# Throughput of Aloha Networks

Tags: math

A derivation of the mathematical expression for the throughput of an aloha network using the exponential and Poisson random distributions

Throughput is defined as the average number of successful transmissions. It is a measure of how many transmitted frames successfully reach the receiver without being damaged by collision. The mathematical estimate of the throughput of aloha networks is obtained from the exponential probability distribution. A quick recap of exponential and Poisson distributions:

Exponential and Poisson Distributions

Exponential distributions and Poisson distributions are intricately related.

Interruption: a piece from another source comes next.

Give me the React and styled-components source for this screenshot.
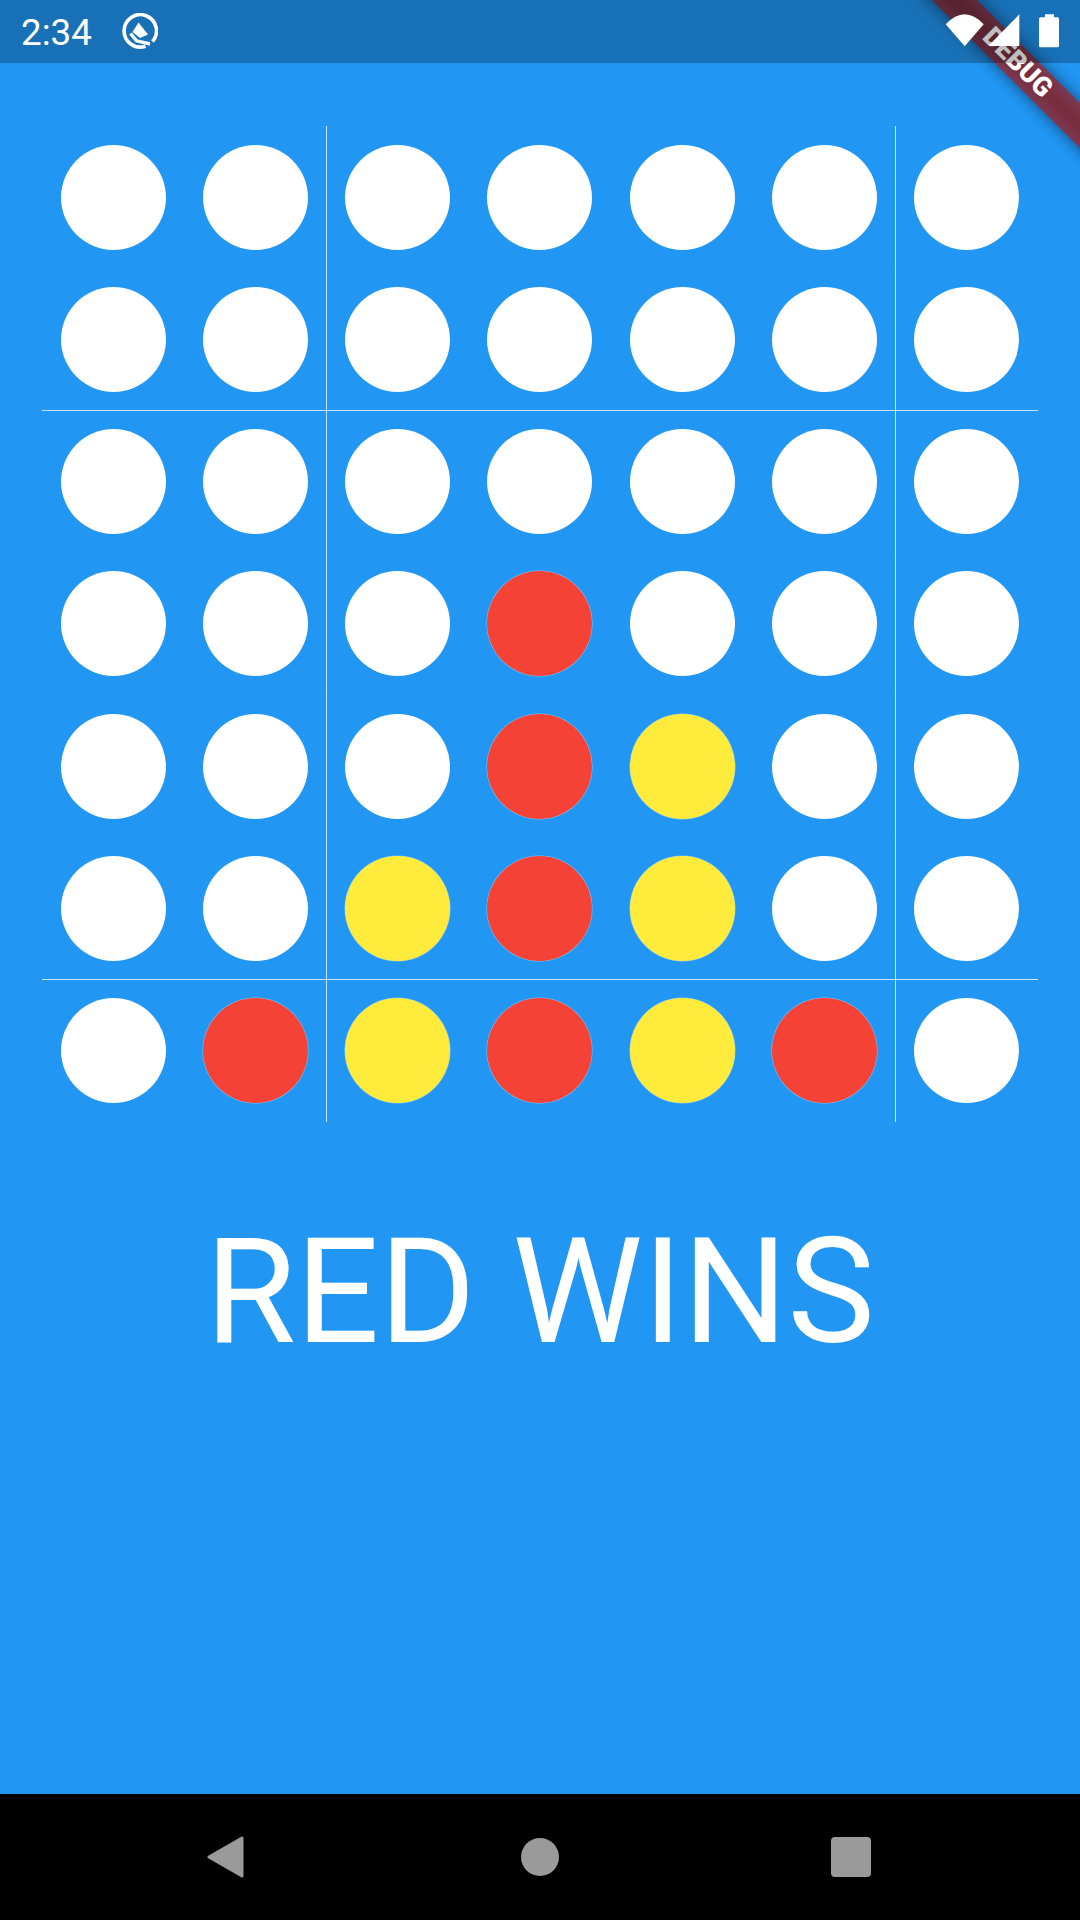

The Poisson distribution measures the number of occurences of a random event in unit time, say, the number of buses that arrive at a bus stop in an hour. Conversely, the exponential distribution measures the amount of time before the first occurence of the random event, that is, the number of hours before the arrival of the first bus.

Let &#955; be the average number of occurences of the random event in unit time.

Then, the Poisson distribution defines the probability of n occurences of the random event in unit time to be

$P(n) = \frac{\lambda^n e^{-\lambda}}{n!}, \, n \gt 0$

The exponential distribution defines the probability of the first occurence of the random event in time t to be

$F(t) = 1 - e^{-\lambda t}$

Pure Aloha Networks

Modelling the transmission of frames in an aloha network by an exponential distribution, we have the probability of transmission of a frame to be

$F(t) = 1 - e^{-Gt}$

where G is the average number of frames generated by the system during one frame transmission time.

In a pure aloha network, $$2T_{fr}$$ is the time during which a frame is vulnerable to collision from another frame, where $$T_{fr}$$ is the time taken for transmission of one frame.

Therefore, the probability of collision is

$P(\text{collision}) = 1 - e^{-2G}$

And the probability of a frame being successfully transmitted without collision is

$P(\text{no collision}) = e^{-2G}$

This gives the percentage of frames that will be successfully transmitted. Therefore, on an average, the expected number of frames that would be successfully transmitted is

$S = G e^{-2G}$

This gives the throughput of a pure aloha network.

Slotted Aloha Networks

In a slotted aloha network, a frame is vulnerable to collision with another frame only for one frame transmission time. Therefore, the probability of collision is

$P(\text{collision}) = 1 - e^{-G}$

Following from the same logic used in the case of a pure aloha network, we have the throughput of a slotted aloha network to be

$S = G e^{-G}$